Gli sfondoni del “fact checker” di Repubblica però continuano, scrive: “l’altra bufala è quella dei costi. All’Italia costerà tra i 2,5 e i 3 miliardi”. La delibera Cipe 67 del 7 Agosto 2017 contiene altri numeri: il “limite di spesa dell’intervento per la quota dell’Italia è pari a 5.631,47 milioni di euro”. Una parte cospicua di questa somma può ricevere un cofinanziamento europeo del 40%, il costo a carico dell’Italia, nel caso che il cofinanziamento andasse a buon fine, sarebbe per il solo tunnel di base di circa 3,4 miliardi. Non fra 2,5 e 3 come sostenuto nell’articolo. Anche qui: perché Repubblica tira sui conti? Tolgono mezz’ora di viaggio da una parte, 400 milioni di euro di spesa dall’altra; perché?

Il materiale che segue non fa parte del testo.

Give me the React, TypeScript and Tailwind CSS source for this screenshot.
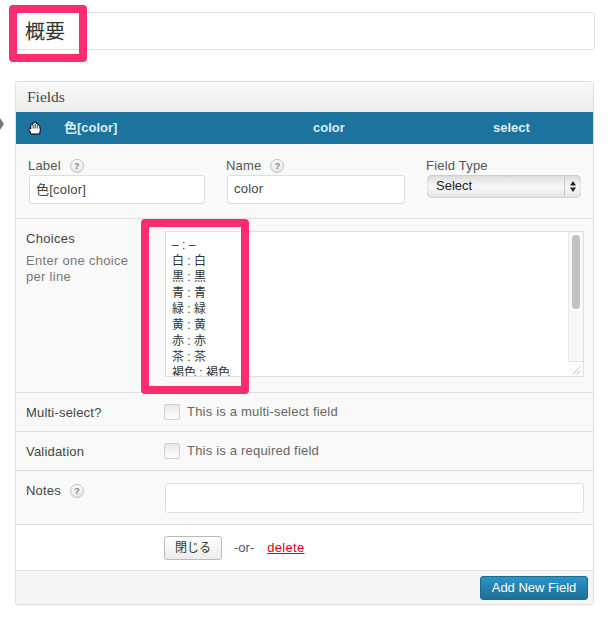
const font = { fontFamily: '"Liberation Sans", "Noto Sans CJK JP", sans-serif' };

const choices = "– : –\n白 : 白\n黒 : 黒\n青 : 青\n緑 : 緑\n黄 : 黄\n赤 : 赤\n茶 : 茶\n褐色 : 褐色\n灰色 : 灰色";

function Help() {
    return (
        <span className="ml-[9px] inline-flex h-[14px] w-[14px] items-center justify-center rounded-full border border-[#c0c0c0] bg-gradient-to-b from-white to-[#e4e4e4] text-[9px] leading-none font-bold tracking-normal text-[#808080]">
            ?
        </span>
    );
}

function HandIcon() {
    return (
        <svg width="14" height="14" viewBox="0 0 14 14" className="block">
            <path
                d="M2.5 13 L2.2 10.5 L.8 8.4 Q.5 7.2 1.6 7.2 L2.8 8 L2.8 3.8 Q3.5 2.9 4.3 3.8 L4.5 2.2 Q5.3 1.3 6.1 2.2 L6.3 1.4 Q7.2 .6 8 1.5 L8.2 2.4 Q9.1 1.7 9.8 2.7 L10 4 Q11 3.4 11.6 4.3 L12.4 9.5 L11.8 11 L11.8 13 Z"
                fill="#fff"
                stroke="#000"
                strokeWidth="1"
                strokeLinejoin="round"
            />
            <path d="M5.2 3.5v4M7.2 2.8v4.7M9.2 3.5v4" stroke="#000" strokeWidth=".8" />
        </svg>
    );
}

function CheckRow({ label, text }: { label: string; text: string }) {
    return (
        <div className="flex h-[39px] items-center border-b border-[#dfdfdf] bg-[#f9f9f9]">
            <div className="w-[148px] pt-[1px] pl-[10px] text-[13px] tracking-[0.2px] text-[#444]">{label}</div>
            <input type="checkbox" readOnly className="h-[16px] w-[16px] appearance-none rounded-[2px] border border-[#cfcfcf] bg-gradient-to-b from-[#e8e8e8] to-white" />
            <span className="ml-[7px] pb-[1px] text-[13px] tracking-[0.2px] text-[#666]">{text}</span>
        </div>
    );
}

export default function App() {
    return (
        <div style={font} className="relative h-[619px] w-[613px] overflow-hidden bg-white">
            {/* title */}
            <div className="pt-[12px] pl-[16px]">
                <input
                    readOnly
                    value="概要"
                    className="h-[38px] w-[579px] rounded-[3px] border border-[#dfdfdf] bg-white pb-[2px] pl-[8px] text-[20px] text-[#333] outline-none"
                    style={font}
                />
            </div>

            {/* panel */}
            <div className="mt-[31px] ml-[15px] w-[579px] rounded-[3px] border border-[#dfdfdf] shadow-[0_1px_1px_rgba(0,0,0,0.04)]">
                <div className="flex h-[30px] items-center bg-gradient-to-b from-[#f9f9f9] to-[#ececec] pl-[11px] font-['Liberation_Serif'] text-[15.5px] text-[#464646]">
                    Fields
                </div>

                <div className="flex h-[32px] items-center bg-[#1b739e] text-[13px] font-bold text-[#d8eef8]">
                    <div className="w-[48px] pl-[12px]">
                        <HandIcon />
                    </div>
                    <div className="w-[249px]">色[color]</div>
                    <div className="w-[180px]">color</div>
                    <div>select</div>
                </div>

                {/* label / name / type */}
                <div className="flex h-[75px] gap-[21px] border-b border-[#dfdfdf] bg-[#f9f9f9] pt-[13px] pl-[12px] text-[13px] tracking-[0.2px] text-[#555]">
                    <div className="w-[177px]">
                        <div className="flex h-[18px] items-center">
                            Label
                            <Help />
                        </div>
                        <input readOnly value="色[color]" style={font} className="ml-[1px] h-[29px] w-[176px] rounded-[3px] border border-[#dfdfdf] bg-white pb-[2px] pl-[6px] text-[13px] text-[#444] outline-none" />
                    </div>
                    <div className="w-[179px]">
                        <div className="flex h-[18px] items-center">
                            Name
                            <Help />
                        </div>
                        <input readOnly value="color" style={font} className="ml-[1px] h-[29px] w-[178px] rounded-[3px] border border-[#dfdfdf] bg-white pb-[2px] pl-[6px] text-[13px] text-[#444] outline-none" />
                    </div>
                    <div className="w-[155px]">
                        <div className="flex h-[18px] items-center">Field Type</div>
                        <div className="ml-[1px] flex h-[23px] w-[154px] items-center rounded-[5px] bg-gradient-to-b from-[#dcdcdc] via-[#f7f7f7] to-[#e4e4e4] shadow-[inset_0_0_2px_rgba(0,0,0,0.25)]">
                            <span className="flex-1 pb-[2px] pl-[9px] text-[13px] tracking-normal text-[#222]">Select</span>
                            <span className="flex h-full w-[17px] items-center justify-center border-l border-[#c8c8c8]">
                                <svg width="6" height="11" viewBox="0 0 6 11">
                                    <path d="M3 0l3 4.4H0zM3 11L0 6.6h6z" fill="#222" />
                                </svg>
                            </span>
                        </div>
                    </div>
                </div>

                {/* choices */}
                <div className="flex h-[174px] border-b border-[#dfdfdf] bg-[#f9f9f9]">
                    <div className="w-[149px] pt-[12px] pl-[10px] text-[13px] leading-[16px] tracking-[0.3px] text-[#444]">
                        Choices
                        <p className="mt-[6px] text-[#777]">
                            Enter one choice
                            <br />
                            per line
                        </p>
                    </div>
                    <div className="relative mt-[12px] h-[146px] w-[419px]">
                        <textarea
                            readOnly
                            value={choices}
                            style={font}
                            className="h-full w-full resize-none overflow-hidden border border-[#dfdfdf] bg-white pt-[5px] pl-[6px] text-[12px] leading-[16px] text-[#333] outline-none"
                        />
                        <div className="absolute top-[1px] right-[1px] bottom-[1px] w-[15px] border-l border-[#e8e8e8] bg-[#f8f8f8]">
                            <div className="mx-auto mt-[3px] h-[74px] w-[8px] rounded-full bg-[#c2c2c2]" />
                            <div className="absolute right-0 bottom-0 h-[15px] w-[15px] border-t border-[#e0e0e0] bg-white">
                                <svg width="14" height="14" viewBox="0 0 14 14">
                                    <path d="M5 12l7-7M9 12l3-3" stroke="#777" strokeWidth=".8" strokeDasharray="1 .6" />
                                </svg>
                            </div>
                        </div>
                    </div>
                </div>

                <CheckRow label="Multi-select?" text="This is a multi-select field" />
                <CheckRow label="Validation" text="This is a required field" />

                {/* notes */}
                <div className="flex h-[54px] border-b border-[#dfdfdf] bg-[#f9f9f9]">
                    <div className="flex h-[40px] w-[149px] items-center pl-[10px] text-[13px] tracking-[0.2px] text-[#444]">
                        Notes
                        <Help />
                    </div>
                    <input readOnly className="mt-[12px] h-[30px] w-[419px] rounded-[3px] border border-[#dfdfdf] bg-white outline-none" />
                </div>

                {/* actions */}
                <div className="flex h-[46px] items-center border-b border-[#dfdfdf] bg-white pl-[148px] text-[13px]">
                    <button style={font} className="h-[24px] w-[58px] rounded-[3px] border border-[#bbb] bg-gradient-to-b from-white to-[#ececec] text-[12px] text-[#333]">
                        閉じる
                    </button>
                    <span className="ml-[12px] text-[#555]">-or-</span>
                    <a className="ml-[13px] tracking-[0.3px] text-[#d9001f] underline">delete</a>
                </div>

                {/* footer */}
                <div className="flex h-[33px] items-center justify-end rounded-b-[3px] bg-[#f5f5f5] pr-[5px]">
                    <button style={font} className="h-[24px] w-[108px] rounded-[3px] border border-[#1d6a8f] bg-gradient-to-b from-[#2a95c5] to-[#1d6f97] text-[13px] text-white">
                        Add New Field
                    </button>
                </div>
            </div>

            {/* sortable handle poking in from the left */}
            <div className="absolute top-[118px] left-0 h-0 w-0 border-y-[6px] border-l-[4px] border-y-transparent border-l-[#777]" />

            {/* pink annotations */}
            <div className="absolute top-[5px] left-[9px] h-[57px] w-[78px] rounded-[4px] border-[8px] border-[#fb2d6f]" />
            <div className="absolute top-[219px] left-[141px] h-[175px] w-[108px] rounded-[4px] border-[8px] border-[#fb2d6f]" />
        </div>
    );
}
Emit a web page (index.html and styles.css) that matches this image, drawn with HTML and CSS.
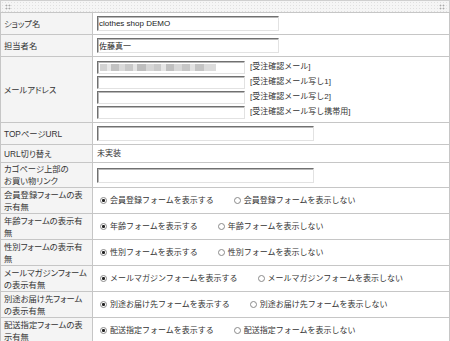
FILE: index.html
```html
<!DOCTYPE html>
<html lang="ja">
<head>
  <meta charset="UTF-8">
  <meta name="viewport" content="width=device-width, initial-scale=1.0">
  <title>ショップ基本設定</title>
  <link rel="stylesheet" href="styles.css">
</head>
<body>

  <div class="panel">
    <!-- Drag bar -->
    <div class="panel-bar">
      <span class="grip"></span>
      <span class="grip"></span>
    </div>

    <table class="settings">
      <tr class="row-input">
        <th>ショップ名</th>
        <td><input type="text" class="field field-long" value="clothes shop DEMO"></td>
      </tr>
      <tr class="row-input">
        <th>担当者名</th>
        <td><input type="text" class="field field-long" value="佐藤真一"></td>
      </tr>
      <tr class="row-mail">
        <th>メールアドレス</th>
        <td>
          <div class="mail-list">
            <div class="mail-item"><input type="text" class="field field-mail blurred"><span>[受注確認メール]</span></div>
            <div class="mail-item"><input type="text" class="field field-mail"><span>[受注確認メール写し1]</span></div>
            <div class="mail-item"><input type="text" class="field field-mail"><span>[受注確認メール写し2]</span></div>
            <div class="mail-item"><input type="text" class="field field-mail"><span>[受注確認メール写し携帯用]</span></div>
          </div>
        </td>
      </tr>
      <tr class="row-input">
        <th>TOPページURL</th>
        <td><input type="text" class="field field-url"></td>
      </tr>
      <tr class="row-text">
        <th>URL切り替え</th>
        <td>未実装</td>
      </tr>
      <tr class="row-link">
        <th>カゴページ上部の<br>お買い物リンク</th>
        <td><input type="text" class="field field-url"></td>
      </tr>
      <tr class="row-pair">
        <th>会員登録フォームの表<br>示有無</th>
        <td>
          <div class="choice">
            <label><input type="radio" name="member" checked>会員登録フォームを表示する</label>
            <label><input type="radio" name="member">会員登録フォームを表示しない</label>
          </div>
        </td>
      </tr>
      <tr class="row-pair">
        <th>年齢フォームの表示有<br>無</th>
        <td>
          <div class="choice">
            <label><input type="radio" name="age" checked>年齢フォームを表示する</label>
            <label><input type="radio" name="age">年齢フォームを表示しない</label>
          </div>
        </td>
      </tr>
      <tr class="row-pair">
        <th>性別フォームの表示有<br>無</th>
        <td>
          <div class="choice">
            <label><input type="radio" name="sex" checked>性別フォームを表示する</label>
            <label><input type="radio" name="sex">性別フォームを表示しない</label>
          </div>
        </td>
      </tr>
      <tr class="row-pair">
        <th>メールマガジンフォーム<br>の表示有無</th>
        <td>
          <div class="choice">
            <label><input type="radio" name="magazine" checked>メールマガジンフォームを表示する</label>
            <label><input type="radio" name="magazine">メールマガジンフォームを表示しない</label>
          </div>
        </td>
      </tr>
      <tr class="row-pair">
        <th>別途お届け先フォーム<br>の表示有無</th>
        <td>
          <div class="choice">
            <label><input type="radio" name="delivery" checked>別途お届け先フォームを表示する</label>
            <label><input type="radio" name="delivery">別途お届け先フォームを表示しない</label>
          </div>
        </td>
      </tr>
      <tr class="row-pair">
        <th>配送指定フォームの表<br>示有無</th>
        <td>
          <div class="choice">
            <label><input type="radio" name="shipping" checked>配送指定フォームを表示する</label>
            <label><input type="radio" name="shipping">配送指定フォームを表示しない</label>
          </div>
        </td>
      </tr>
    </table>
  </div>

</body>
</html>
```

FILE: styles.css
```css
/* Basic Reset */
* {
  margin: 0;
  padding: 0;
  box-sizing: border-box;
}

body {
  font-family: "Liberation Sans", "Noto Sans CJK JP", sans-serif;
  font-size: 8px;
  color: #333;
  background-color: #fff;
}

/* Panel and drag bar */
.panel {
  width: 450px;
}

.panel-bar {
  height: 12px;
  border: 1px solid #cfcfcf;
  border-bottom: none;
  background-color: #f5f5f5;
  background-image: radial-gradient(#e0e0e0 0.6px, transparent 0.9px);
  background-size: 3px 3px;
  display: flex;
  justify-content: space-between;
  align-items: center;
  padding: 0 4px;
}

.grip {
  width: 6px;
  height: 6px;
  background-image: radial-gradient(#a8a8a8 0.8px, transparent 1.1px);
  background-size: 3px 3px;
}

/* Settings table */
.settings {
  width: 100%;
  border-collapse: collapse;
}

.settings th,
.settings td {
  border: 1px solid #c6c6c6;
  vertical-align: middle;
  text-align: left;
  font-weight: normal;
  line-height: 12px;
}

.settings th {
  width: 92px;
  padding: 0 3px;
  font-size: 8.3px;
  font-feature-settings: "palt";
  background-color: #f4f4f4;
  white-space: nowrap;
}

.settings td {
  padding: 0 4px;
  background-color: #fff;
  white-space: nowrap;
}

.row-input th, .row-input td { height: 22px; }
.row-mail th, .row-mail td { height: 66px; }
.row-text th, .row-text td { height: 18px; }
.row-link th, .row-link td { height: 25px; }
.row-pair th, .row-pair td { height: 26px; }

/* Text fields */
.field {
  display: block;
  height: 15px;
  padding: 0 1px;
  font: inherit;
  color: #222;
  background-color: #fff;
  border: 1px solid;
  border-color: #707070 #e2e2e2 #e2e2e2 #707070;
  box-shadow: inset 1px 1px 0 #b8b8b8;
  outline: none;
}

.field-long {
  width: 182px;
}

.field-url {
  width: 217px;
}

.field-mail {
  width: 148px;
  height: 13px;
}

.blurred {
  background-image: linear-gradient(90deg,
    #d2d2d2 0 7px, #e8e8e8 7px 11px, #c2c2c2 11px 19px, #dadada 19px 25px,
    #c8c8c8 25px 33px, #e4e4e4 33px 37px, #bdbdbd 37px 46px, #d6d6d6 46px 54px,
    #cacaca 54px 61px, #e6e6e6 61px 66px, #c0c0c0 66px 74px, #d8d8d8 74px 82px,
    #c6c6c6 82px 90px, #e2e2e2 90px 95px, #c4c4c4 95px 104px, #dcdcdc 104px 116px);
  background-size: 116px 7px;
  background-position: 2px center;
  background-repeat: no-repeat;
}

/* Mail address list */
.mail-list {
  display: flex;
  flex-direction: column;
  gap: 2px;
}

.mail-item {
  display: flex;
  align-items: center;
  gap: 5px;
}

/* Radio choices */
.choice {
  display: flex;
  align-items: center;
}

.choice label {
  display: flex;
  align-items: center;
  margin-right: 17px;
}

.choice input {
  appearance: none;
  width: 7px;
  height: 7px;
  margin: 0 3px;
  border: 1px solid #8a8a8a;
  border-radius: 50%;
  background-color: #fff;
}

.choice input:checked {
  background-image: radial-gradient(#222 1.3px, transparent 1.7px);
}
```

Ma l’affermazione più fastidiosa di Repubblica riguarda l’amianto, scrivono che “la presenza di amianto non è stata per ora riscontrata lungo i 7 chilometri di galleria di servizio scavati su versante italiano. In ogni caso il tracciato deciso nel 2011 è stato modificato proprio per limitare al massimo questo rischio”. Il fact checker sembra gettare acqua sul fuoco: nel cunicolo della Maddalena non è stato trovato amianto e il percorso scelto limita al massimo questo rischio. Leggiamo cosa dicono i progettisti, nell’ultima versione progettuale, nel documento PRV C3B 0086 Gestione del materiale contenente amianto del 5 maggio 2017. Le rocce intercettate dal Tunnel di Base a est della Piana di Susa “sono caratterizzate dalla presenza ubiquitaria di amianto (tremolite, actinolite e crisotilo), in forma sia fibrosa che aciculare, e da concentrazioni in amiano totale altamente variabili. Considerando i risultati ottenuti dai sondaggi S9 ed S11 è quindi ipotizzabile che le metabasiti attese a partire da circa 400 metri dall’imbocco est del Tunnel di Base siano caratterizzate da concentrazioni in amianto localmente anche elevate”. Le parole dei progettisti consiglierebbero prudenza nell’affrontare l’argomento e le vicende legate all’amianto dovrebbero indurre quantomeno alla sobrietà. A Repubblica invece si fanno prendere la mano e usano la questione per polemizzare con i No Tav e con il sindaco di Susa, sostenendo che lo scavo della seconda canna del Frejus e il tunnel di base siano nella stessa montagna, e quindi, in fondo, che problema c’è? Sorvolando sul fatto che fra l’imbocco del tunnel di base e l’imbocco del Frejus ci sono circa 30 chilometri in linea d’aria e che molti dei sostenitori del raddoppio autostradale sono i medesimi che vorrebbero il Tav.
Per fare i fact checker occorrerebbe conoscere i fatti, ma soprattutto essere onesti intellettualmente. Altrimenti si fa solo propaganda e della più becera.